Estamos de camino y nuestros pasos nos conducen a la casa del Padre. ¿Diremos a veces como Tomás: «¿Cómo, pues, podemos saber el camino?» Poseemos la respuesta del Señor y ella ha establecido nuestros pasos: «Yo soy el camino, y la verdad, y la vida; nadie viene al Padre, sino por mí» (Juan 14:5-6).
Puesto que Cristo es el único camino, precisamos andar con él y en él, su yugo es fácil y ligera su carga. Siguiéndolo, nuestros pasos son enderezados, pues vienen a ser parecidos a los suyos (1 Juan 2:6).
Nuestro progreso es constante.
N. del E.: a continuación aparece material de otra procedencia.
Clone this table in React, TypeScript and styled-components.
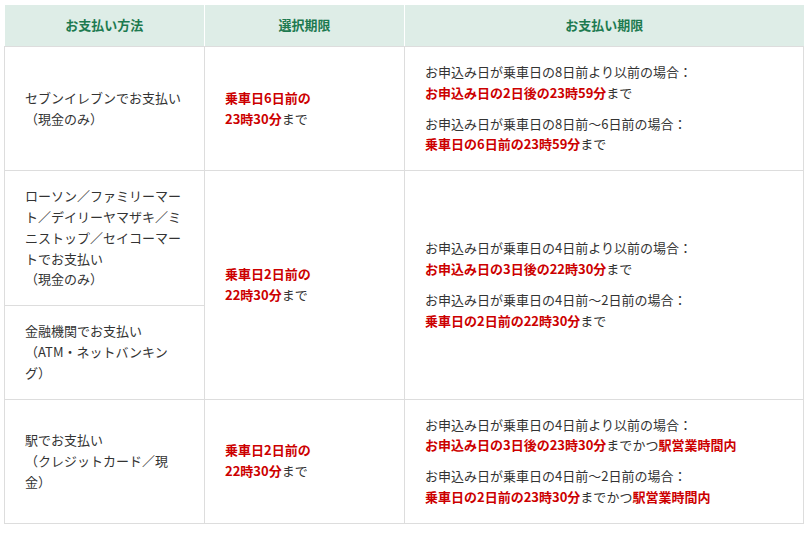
import React from 'react';
import styled, { createGlobalStyle } from 'styled-components';

const GlobalStyle = createGlobalStyle`
  body {
    margin: 0;
    background: #fff;
    font-family: "Noto Sans CJK JP", "Noto Sans", sans-serif;
    color: #333;
  }
`;

const Wrapper = styled.div`
  padding: 5px 4px;
`;

const Table = styled.table`
  width: 800px;
  border-collapse: collapse;
  table-layout: fixed;
  font-size: 13px;
  line-height: 20.8px;
`;

const Col = styled.col<{ $w?: number }>`
  width: ${p => (p.$w ? `${p.$w}px` : 'auto')};
`;

const HeadCell = styled.th`
  background: #deede7;
  color: #1d7a50;
  font-weight: bold;
  height: 41px;
  padding: 0;
  text-align: center;
  border-left: 1px solid #fff;
  border-bottom: 1px solid #ddd;
  &:first-child {
    border-left: none;
  }
`;

const Cell = styled.td`
  border: 1px solid #ddd;
  padding: 15px 20px;
  vertical-align: middle;
  text-align: left;
`;

const Red = styled.span`
  color: #cc0000;
  font-weight: bold;
`;

const Para = styled.p<{ $last?: boolean }>`
  margin: 0 0 ${p => (p.$last ? 0 : 10)}px;
`;

type Limit = { cond: string; main: string; extra?: boolean };

const Limits: React.FC<{ items: Limit[] }> = ({ items }) => (
  <>
    {items.map((it, i) => (
      <Para key={i} $last={i === items.length - 1}>
        {it.cond}
        <br />
        <Red>{it.main}</Red>まで
        {it.extra && (
          <>
            かつ<Red>駅営業時間内</Red>
          </>
        )}
      </Para>
    ))}
  </>
);

const Choice: React.FC<{ day: string; time: string }> = ({ day, time }) => (
  <>
    <Red>乗車日{day}日前の</Red>
    <br />
    <Red>{time}</Red>まで
  </>
);

const App: React.FC = () => (
  <Wrapper>
    <GlobalStyle />
    <Table>
      <colgroup>
        <Col $w={200} />
        <Col $w={200} />
        <Col />
      </colgroup>
      <thead>
        <tr>
          <HeadCell>お支払い方法</HeadCell>
          <HeadCell>選択期限</HeadCell>
          <HeadCell>お支払い期限</HeadCell>
        </tr>
      </thead>
      <tbody>
        <tr>
          <Cell>
            セブンイレブンでお支払い
            <br />（現金のみ）
          </Cell>
          <Cell>
            <Choice day="6" time="23時30分" />
          </Cell>
          <Cell>
            <Limits
              items={[
                { cond: 'お申込み日が乗車日の8日前より以前の場合：', main: 'お申込み日の2日後の23時59分' },
                { cond: 'お申込み日が乗車日の8日前〜6日前の場合：', main: '乗車日の6日前の23時59分' },
              ]}
            />
          </Cell>
        </tr>
        <tr>
          <Cell>
            ローソン／ファミリーマート／デイリーヤマザキ／ミニストップ／セイコーマートでお支払い
            <br />（現金のみ）
          </Cell>
          <Cell rowSpan={2}>
            <Choice day="2" time="22時30分" />
          </Cell>
          <Cell rowSpan={2}>
            <Limits
              items={[
                { cond: 'お申込み日が乗車日の4日前より以前の場合：', main: 'お申込み日の3日後の22時30分' },
                { cond: 'お申込み日が乗車日の4日前〜2日前の場合：', main: '乗車日の2日前の22時30分' },
              ]}
            />
          </Cell>
        </tr>
        <tr>
          <Cell>
            金融機関でお支払い
            <br />（ATM・ネットバンキング）
          </Cell>
        </tr>
        <tr>
          <Cell>
            駅でお支払い
            <br />（クレジットカード／現金）
          </Cell>
          <Cell>
            <Choice day="2" time="22時30分" />
          </Cell>
          <Cell>
            <Limits
              items={[
                { cond: 'お申込み日が乗車日の4日前より以前の場合：', main: 'お申込み日の3日後の23時30分', extra: true },
                { cond: 'お申込み日が乗車日の4日前〜2日前の場合：', main: '乗車日の2日前の23時30分', extra: true },
              ]}
            />
          </Cell>
        </tr>
      </tbody>
    </Table>
  </Wrapper>
);

export default App;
Aprendamos así a guardar nuestro puesto con él y los unos con los otros. Siguiendo a Cristo de cerca en el camino, no tropezaremos, no nos extraviaremos; su mano nos sostiene y nos guía. A los israelitas les hacía falta un guía en el desierto; desconocían el camino y estaban propensos a extraviarse. Es por ello que él los tomó de la mano y guio sus pasos (Jer. 31:32). Igualmente, cuando el Señor Jesús tomó al ciego por la mano y le llevó afuera, sus pasos fueron afirmados en la mano de Jesús (Marcos 8:23).
Y nosotros, ¿no sentimos, acaso, la necesidad del contacto personal de una mano de lo alto? Y, ¿qué es lo que puede enderezar nuestros pasos sino la mano todopoderosa del amor, que nos guardará firmes, inconmovibles, abundando siempre en la obra del Señor?